Nous n’avons pas peur de la récupération ; si peu les politiques s’intéressent à nous !
Notre mouvement s’étend à mesure qu’il monte en généralité. Aujourd’hui partout en France des manifestations conjointes avec le primaire et le secondaire affirmeront qu’il faut "sauver l’éducation". Le mot d’ordre effraie nos ministres, hantés par le spectre des lycéens dans la rue, accompagnés de leurs parents cette fois. Et une question de "civilisation" : préfère-t-on gérer la crise en sauvant les banquiers ou sauver la société en assurant la transmission des savoirs ?

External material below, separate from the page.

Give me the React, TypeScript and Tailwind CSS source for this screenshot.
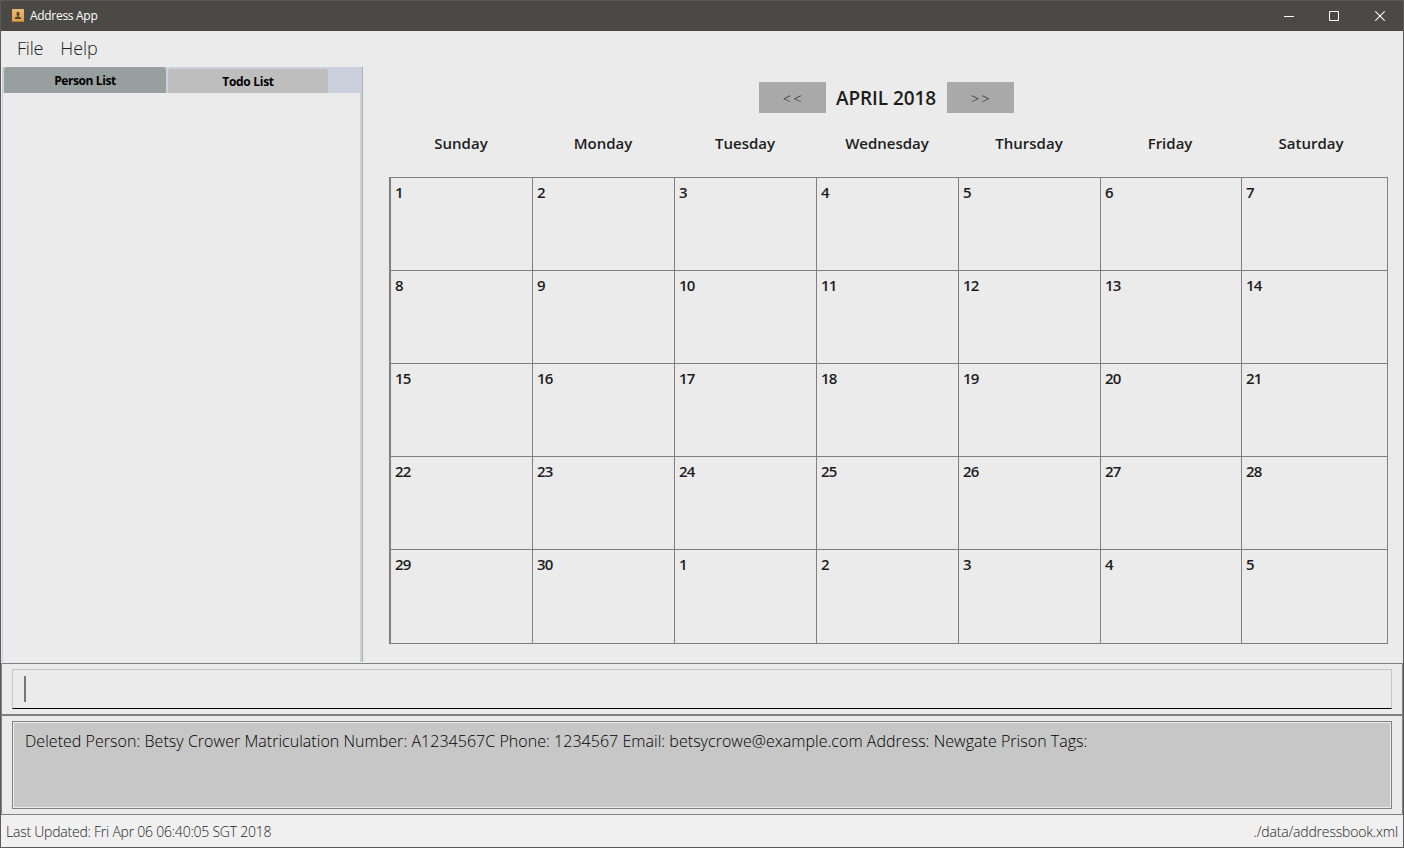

Cela m’amène à mon second point.

2) Je trouve un peu faible la conclusion de Bayart, par ailleurs irréprochable. Le mouvement des EC ne convergera avec d’autres que sur fond de colère générale. Il doit tenir aujourd’hui jusqu’au 19 mars pour réussir sa jonction avec toutes les colères sociales. Il faut être plus nombreux dans la rue le 19 mars que le 29 janvier, pour obliger les organisations syndicales à ne plus différer la riposte qui vient dans les banlieues, dans les campus, dans les usines, dans les bureaux, où nous apprenons chaque jour un peu plus à être guadeloupéens. Pour les obliger à relayer tout de suite l’immense colère qui monte. La grande journée d’action à venir ne doit pas attendre le mois de mai. Elle doit avoir lieu le 20 mars. Et le 21, et le 22. Et ainsi de suite jusqu’à ce qu’apparaisse évidente l’illégitimité des pitres qui nous gouvernent.
Les enseignants-chercheurs et les étudiants ont une petite expérience de la lutte sociale désormais. Qu’ils la mettent à profit ; nous devons savoir qu’on ne sauvera pas l’université sans sauver la société.